Dans un communiqué, la préfecture des arrondissements d’Al Fida-Mers Sultan a indiqué que « dès que le feu s’est déclaré à 6h du matin environ, les autorités locales, les services de sécurité et la Protection civile se sont déplacés rapidement sur les lieux. Le feu a été maîtrisé à 8h du matin, sans enregistrer de pertes humaines. Seul un migrant a été blessé légèrement et il a été transporté vers l’Hôpital Bouafi pour recevoir les soins nécessaires », peut-on lire dans cette déclaration. Et d’annoncer qu’une « enquête a été ouverte pour connaître les circonstances de cet incident ».
Le camp des migrants de 2023 a été constitué en mars 2023, à la veille de la visite royale à Casablanca. Les migrants ont été officieusement autorisés à se déplacer à l’espace Beggar pour pouvoir libérer la plateforme du tramway où ils vivaient depuis des mois de l’année 2022 et 2023. Une situation qui avait produit des heurts entre migrants et riverains d’un côté, et migrants et autorités de l’autre. Selon un représentant des autorités locales sur place, « le camp actuel compte 800 personnes environ ». Autour de la gare, d’autres petits regroupements de migrants existent.
Le camp des migrants existe de manière intermittente depuis 2015.

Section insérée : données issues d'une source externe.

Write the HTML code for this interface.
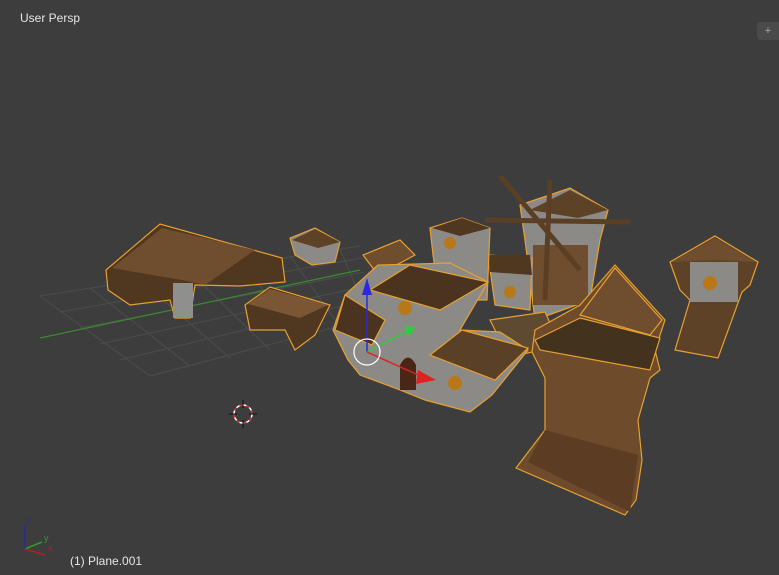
<!DOCTYPE html>
<html><head><style>
html,body{margin:0;padding:0;background:#3d3d3d;width:779px;height:575px;overflow:hidden;font-family:"Liberation Sans",sans-serif}
.t{position:absolute;color:#e6e6e6;font-size:12px}
</style></head><body>
<div class="t" style="left:20px;top:11px">User Persp</div>
<div class="t" style="left:70px;top:554px">(1) Plane.001</div>
<div style="position:absolute;left:757px;top:22px;width:22px;height:18px;background:#4a4a4a;border-radius:3px 0 0 3px;color:#aaa;font-size:11px;text-align:center;line-height:18px">+</div>
<svg width="779" height="575" style="position:absolute;left:0;top:0">
<g stroke="#4d4d4d" stroke-width="1" fill="none">
<path d="M40 296 L360 246 M60 312 L362 258 M80 328 L364 272 M100 344 L366 286 M120 360 L368 300 M150 376 L370 318"/>
<path d="M40 296 L150 376 M90 288 L190 366 M140 280 L230 358 M190 272 L270 350 M240 264 L310 342 M290 256 L345 334 M340 249 L370 320"/>
</g>
<path d="M40 338 L360 270" stroke="#3b8a2e" stroke-width="1.2"/>
<g stroke="#e8a030" stroke-width="1.2">
<path d="M106 270 L160 224 L282 258 L285 282 L240 286 L195 285 L190 318 L175 318 L170 300 L130 305 L108 290 Z" fill="#4f3720"/>
<path d="M112 268 L162 228 L255 250 L205 285 L182 280 Z" fill="#6e4e2e" stroke="none"/>
<rect x="173" y="283" width="20" height="35" fill="#8f8f8d" stroke="none"/>
<path d="M290 238 L315 228 L340 242 L335 262 L312 265 L295 255 Z" fill="#8c8a86"/>
<path d="M292 240 L315 229 L340 242 L318 248 Z" fill="#5e4228" stroke="none"/>
<path d="M245 305 L270 287 L330 305 L315 335 L295 350 L285 330 L250 330 Z" fill="#4f3720"/>
<path d="M248 304 L270 289 L328 305 L300 318 Z" fill="#7a5634" stroke="none"/>
</g>
<g stroke="#e8a030" stroke-width="1.2">
<path d="M670 262 L715 236 L758 262 L750 285 L742 292 L718 358 L675 350 L690 300 L680 290 Z" fill="#5e4228"/>
<path d="M672 262 L715 238 L756 262 L716 260 Z" fill="#6e4e2e" stroke="none"/>
<rect x="690" y="262" width="48" height="40" fill="#8c8a86" stroke="none"/>
<circle cx="710" cy="283" r="7" fill="#b87818" stroke="none"/>
</g>
<g stroke="#e8a030" stroke-width="1.2">
<path d="M520 205 L570 188 L608 210 L600 240 L590 300 L535 320 L525 240 Z" fill="#8c8a86"/>
<path d="M530 210 L570 190 L608 210 L578 218 Z" fill="#5e4228" stroke="none"/>
<rect x="533" y="245" width="55" height="60" fill="#6e4e2e" stroke="none"/>
<path d="M500 176 L580 270 M485 220 L630 222 M550 180 L545 300" stroke="#5a3f25" stroke-width="5" fill="none"/>
<path d="M488 255 L532 258 L530 310 L495 305 Z" fill="#8c8a86"/>
<path d="M488 255 L530 255 L532 275 L490 272 Z" fill="#4f3720" stroke="none"/>
<circle cx="510" cy="292" r="6" fill="#b87818" stroke="none"/>
</g>
<g stroke="#e8a030" stroke-width="1.2">
<path d="M430 228 L462 218 L490 228 L487 300 L440 300 L433 255 Z" fill="#8c8a86"/>
<path d="M432 228 L462 218 L490 228 L460 236 Z" fill="#4f3720" stroke="none"/>
<circle cx="450" cy="243" r="6" fill="#b87818" stroke="none"/>
<path d="M363 255 L400 240 L415 255 L378 275 Z" fill="#6e4e2e"/>
</g>
<g stroke="#e8a030" stroke-width="1.2">
<path d="M490 320 L545 312 L560 345 L520 355 L500 340 Z" fill="#5e4a30"/>
</g>
<g stroke="#e8a030" stroke-width="1.2">
<path d="M345 295 L378 265 L450 263 L488 282 L460 330 L500 332 L528 350 L492 395 L470 412 L425 400 L400 390 L360 375 L348 360 L333 330 Z" fill="#8c8a86"/>
<path d="M370 290 L410 265 L488 282 L440 310 Z" fill="#4a3420"/>
<path d="M335 330 L345 295 L385 320 L372 345 Z" fill="#4a3420"/>
<path d="M430 355 L462 330 L528 348 L495 380 Z" fill="#5a4026"/>
<circle cx="405" cy="308" r="7" fill="#b87818" stroke="none"/>
<circle cx="455" cy="383" r="7" fill="#b87818" stroke="none"/>
<path d="M400 365 Q408 350 416 365 L416 390 L400 390 Z" fill="#4a2616" stroke="none"/>
</g>
<g stroke="#e8a030" stroke-width="1.2">
<path d="M535 330 L580 305 L615 265 L665 320 L655 350 L660 370 L650 378 L638 420 L642 460 L636 500 L625 515 L516 468 L545 430 L545 378 L532 352 Z" fill="#6e4b2b"/>
<path d="M535 340 L580 318 L660 338 L650 370 L540 350 Z" fill="#43321e"/>
<path d="M580 315 L615 268 L662 320 L650 335 Z" fill="#6e4e2e"/>
<path d="M528 462 L545 430 L638 455 L630 512 Z" fill="#5c3c22" stroke="none"/>
</g>
<path d="M367 352 L367 285" stroke="#2a2adc" stroke-width="1.5"/>
<path d="M362 295 L367 278 L372 295 Z" fill="#2a2adc"/>
<path d="M367 352 L410 330" stroke="#2ecc40" stroke-width="1.5"/>
<path d="M404 326 L416 327 L408 337 Z" fill="#2ecc40"/>
<path d="M367 352 L425 378" stroke="#dd2222" stroke-width="1.5"/>
<path d="M418 370 L436 380 L416 384 Z" fill="#dd2222"/>
<circle cx="367" cy="352" r="13" fill="none" stroke="#fff" stroke-width="1.2"/>
<circle cx="243" cy="414" r="9" fill="none" stroke="#fff" stroke-width="1.5" stroke-dasharray="4 3"/>
<circle cx="243" cy="414" r="9" fill="none" stroke="#d33" stroke-width="1.5" stroke-dasharray="3 4" stroke-dashoffset="3.5"/>
<path d="M243 400 V408 M243 420 V428 M229 414 H237 M249 414 H257" stroke="#111" stroke-width="1"/>
<path d="M25 549 V525" stroke="#2a2aa0" stroke-width="1.5"/>
<path d="M25 549 L42 542" stroke="#2e9a2e" stroke-width="1.5"/>
<path d="M25 549 L45 555" stroke="#b02020" stroke-width="1.5"/>
<text x="26" y="524" fill="#2a2aa0" font-size="9" font-family="Liberation Sans">z</text>
<text x="44" y="541" fill="#2e9a2e" font-size="9" font-family="Liberation Sans">y</text>
<text x="48" y="551" fill="#b02020" font-size="9" font-family="Liberation Sans">x</text>
</svg>
</body></html>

À noter que le camp des migrants existe de manière intermittente depuis 2015. Plusieurs feux se sont déclarés dans ce quartier, le plus important a eu lieu en 2017. La présence des migrants en centaine dans l’espace urbain casablancais est la conséquence du renforcement des contrôles au niveau des villes frontalières du nord du pays (Nador, Tétouan et M’diq).